A TOTIA MEIRELES cabe a incumbência de “narrar” e conduzir o
espetáculo, como MESTRA DE CERIMÔNIAS /
LÍDER DA TRUPE TEATRAL, costurando as cenas e fazendo intervenções
absolutamente necessárias, com toques de um ótimo humor, que cabe à personagem, quando, para citar apenas
um momento, funciona como o “Google”
do ano 840 d.C., explicando, à
plateia, por exemplo, o que vem a ser “frísios”

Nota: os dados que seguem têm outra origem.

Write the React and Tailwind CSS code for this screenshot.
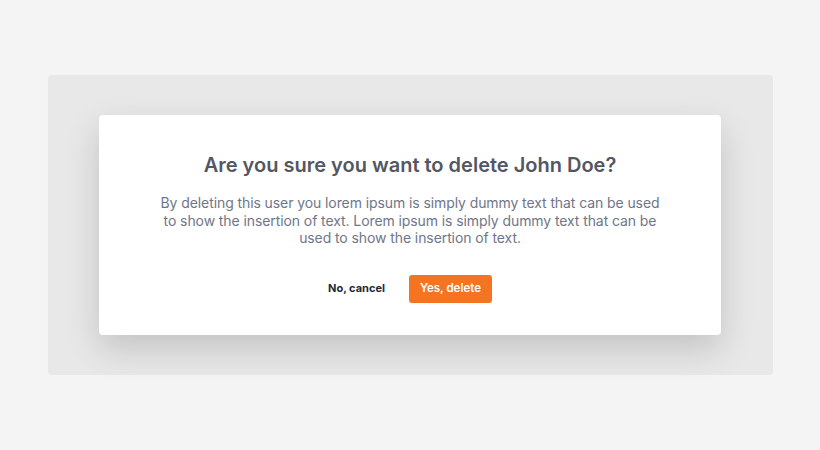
export default function App() {
  return (
    <div
      className="w-[820px] h-[450px] bg-[#f4f4f4] flex items-center justify-center"
      style={{ fontFamily: 'Inter, "Noto Sans", sans-serif' }}
    >
      <div className="w-[725px] h-[300px] bg-[#e8e8e8] rounded-[4px] flex items-center justify-center">
        <div className="w-[622px] h-[220px] bg-white rounded-[4px] shadow-[0_14px_34px_rgba(0,0,0,0.16)] flex flex-col items-center pt-9">
          <h1 className="text-[20px] leading-7 font-semibold text-[#535763]">
            Are you sure you want to delete John Doe?
          </h1>
          <p className="mt-[15px] w-[506px] text-center text-[14px] leading-[17.5px] tracking-[-0.09px] text-[#6f7689]">
            By deleting this user you lorem ipsum is simply dummy text that can be used to show the insertion of text. Lorem ipsum is simply dummy text that can be used to show the insertion of text.
          </p>
          <div className="mt-[28px] flex items-center gap-[24px]">
            <button className="text-[11px] font-bold text-[#1f2937]">No, cancel</button>
            <button className="w-[83px] h-[28px] bg-[#f47421] rounded-[3px] text-[11.5px] font-semibold text-white">
              Yes, delete
            </button>
          </div>
        </div>
      </div>
    </div>
  );
}
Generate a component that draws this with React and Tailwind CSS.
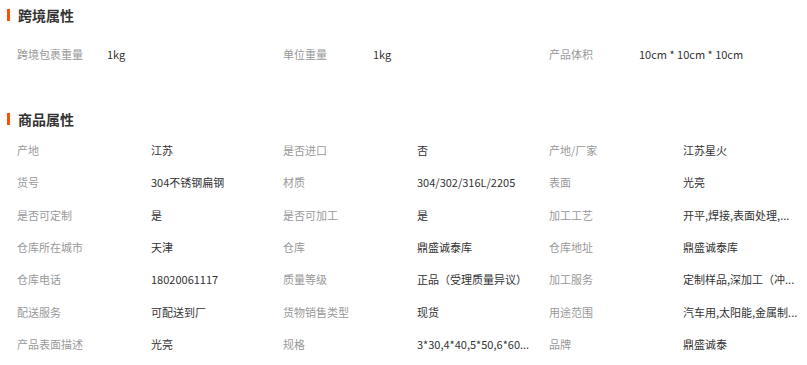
const font = { fontFamily: '"Noto Sans CJK SC", "Liberation Sans", sans-serif' };

const crossBorder = [
  ["跨境包裹重量", "1kg"],
  ["单位重量", "1kg"],
  ["产品体积", "10cm * 10cm * 10cm"],
];

const attrs = [
  ["产地", "江苏"],
  ["是否进口", "否"],
  ["产地/厂家", "江苏星火"],
  ["货号", "304不锈钢扁钢"],
  ["材质", "304/302/316L/2205"],
  ["表面", "光亮"],
  ["是否可定制", "是"],
  ["是否可加工", "是"],
  ["加工工艺", "开平,焊接,表面处理,..."],
  ["仓库所在城市", "天津"],
  ["仓库", "鼎盛诚泰库"],
  ["仓库地址", "鼎盛诚泰库"],
  ["仓库电话", "18020061117"],
  ["质量等级", "正品（受理质量异议）"],
  ["加工服务", "定制样品,深加工（冲..."],
  ["配送服务", "可配送到厂"],
  ["货物销售类型", "现货"],
  ["用途范围", "汽车用,太阳能,金属制..."],
  ["产品表面描述", "光亮"],
  ["规格", "3*30,4*40,5*50,6*60..."],
  ["品牌", "鼎盛诚泰"],
];

function SectionTitle({ children }) {
  return (
    <div className="flex items-center h-5 pl-[7px]">
      <span className="w-[3px] h-3 bg-[#ff5000]" />
      <span className="ml-2 text-[14px] font-bold text-[#333] leading-5">{children}</span>
    </div>
  );
}

export default function App() {
  return (
    <div className="w-[807px] h-[365px] bg-white overflow-hidden pt-[5px] text-[11px]" style={font}>
      <SectionTitle>跨境属性</SectionTitle>
      <div className="grid grid-cols-[266px_266px_266px] pl-[17px] mt-[13px]">
        {crossBorder.map(([k, v]) => (
          <div key={k} className="flex items-center h-8">
            <span className="w-[90px] text-[#999]">{k}</span>
            <span className="text-[#333]">{v}</span>
          </div>
        ))}
      </div>
      <div className="mt-[39px]">
        <SectionTitle>商品属性</SectionTitle>
      </div>
      <div className="grid grid-cols-[266px_266px_266px] pl-[17px] mt-[5px]">
        {attrs.map(([k, v]) => (
          <div key={k} className="flex items-center h-[32.33px]">
            <span className="w-[134px] shrink-0 text-[#999]">{k}</span>
            <span className="whitespace-nowrap text-[#333]">{v}</span>
          </div>
        ))}
      </div>
    </div>
  );
}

e “visigodos” (um glossário ao
vivo). TOTIA é uma de nossas mais
completas atrizes e, sem dúvida, um
nome de respeito na galeria das grandes cantrizes
brasileiras. Nem me atrevo a dizer o número de grandes musicais de que participou, sempre com o maior brilhantismo. Jamais
a vi num papel menor ou numa atuação idem. Cada vez que entra em cena, nesta peça, parece que o palco fica mais
iluminado, com o acréscimo de sua luz própria. O seu papel, originalmente, foi
escrito para ser interpretado por um homem, como o fez, brilhantemente, o
grande Ben Vereen, na primeira
montagem de “PIPPIN”. No “revival”, de 2013, Patina Miller fez
o(a) personagem, mas não foi a primeira mulher a representá-lo(a), uma vez que, no Brasil, como já disse, o papel foi
defendido, muito antes, por Marília Pêra
e, depois, por Suely Franco, que a substituiu.